In summary, we can implement $\eta^{-1}$ by mapping $\left(\hat{a}_{g^{k}}\right)_{k \in \mathbb{Z}_{\lambda(p)}}$ to $\left(\omega_{p}^{k} \hat{a}_{g^{k}}\right)_{k \in \mathbb{Z}_{\lambda(p)}}$ and convoluting with $\left(\omega_{p}^{-g^{-k}}-1\right)_{k \in \mathbb{Z}_{\lambda(p)}}$. Scaling by $\frac{1}{p}$ is postponed to the end.
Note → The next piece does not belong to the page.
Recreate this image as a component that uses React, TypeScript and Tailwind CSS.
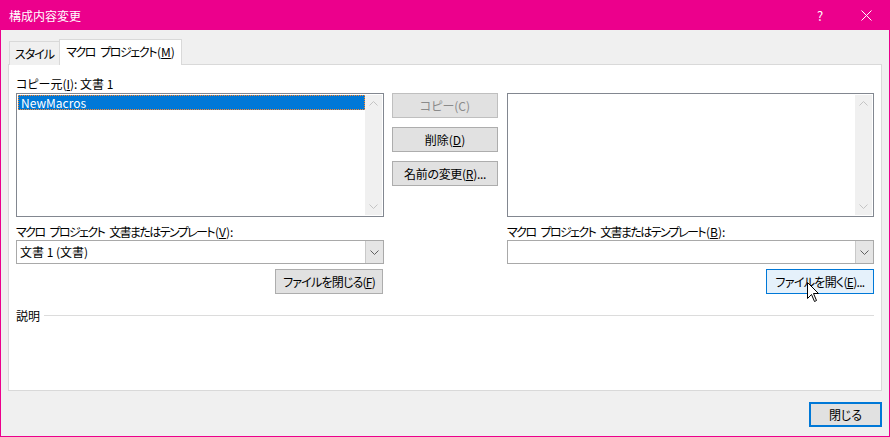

See [3, Sections 4.12 .3 and 4.12.4] for a generalization to arbitrary $p$.

### 2.7 Bruun's FFT

Let $q$ be a prime with $q \equiv 3 \bmod 4$ and $q+1=r 2^{w}$ for an odd $r$. Bruun's FFT allows us to split $\mathbb{Z}_{q}[x] /\left\langle x^{2^{w}}+1\right\rangle$ into $\prod_{i} \frac{\mathbb{Z}_{q}[x]}{\left\langle x^{2} \pm \alpha_{i} x-1\right\rangle}$. See [8] for a proof. For $q=4591$, we can split $\mathbb{Z}_{q}[x] /\left\langle x^{16}+1\right\rangle$ into size- 2 polynomial rings with moduli of the form $x^{2} \pm \alpha_{i} x-1$ since $4591+1=287 \cdot 2^{4}$. In this paper, we are interested in the case $\mathbb{Z}_{q}[x] /\left\langle x^{16}+1\right\rangle \cong \prod \mathbb{Z}_{q}[x] /\left\langle x^{8} \pm \sqrt{2} x^{4}+1\right\rangle$. See [14, Section 3.3] for its implementation.

Bruun's FFT was originally proposed with $\mathbb{C}$ as the coefficient ring. See [10] for the power-of-two case and [20] for the even case.

### 2.8 Twisting

Let $R$ be a ring, $\zeta \in R$ be an invertible element, $n$ be an integer, and $\xi \in R$ be an element. We have the isomorphism $R[x] /\left\langle x^{n}-\xi \zeta^{n}\right\rangle \cong R[y] /\left\langle y^{n}-\xi\right\rangle$ by sending $x$ to $\zeta y$. This is called twisting. Obviously, twisting amounts to multiplying all the coefficients by certain constants and its transformation matrix is a diagonal matrix. In the literature, twising is commonly specialized to $\xi=1$, but we need the cases $\xi= \pm 1$ in this paper.

### 2.9 Karatsuba

Karatsuba [18] computes the product $\left(a_{0}+a_{1} x\right)\left(b_{0}+b_{1} x\right)$ by evaluating at the point set $\{0,1, \infty\}$. We compute $\left(a_{0}+a_{1} x\right)\left(b_{0}+b_{1} x\right)=a_{0} b_{0}+\left(a_{0} b_{1}+a_{1} b_{0}\right) x+$ $a_{1} b_{1} x^{2}$ with three multiplications $a_{0} b_{0}, a_{1} b_{1}$, and $\left(a_{0}+a_{1}\right)\left(b_{0}+b_{1}\right)$ by observing $a_{0} b_{1}+a_{1} b_{0}=\left(a_{0}+a_{1}\right)\left(b_{0}+b_{1}\right)-a_{0} b_{0}-a_{1} b_{1}$.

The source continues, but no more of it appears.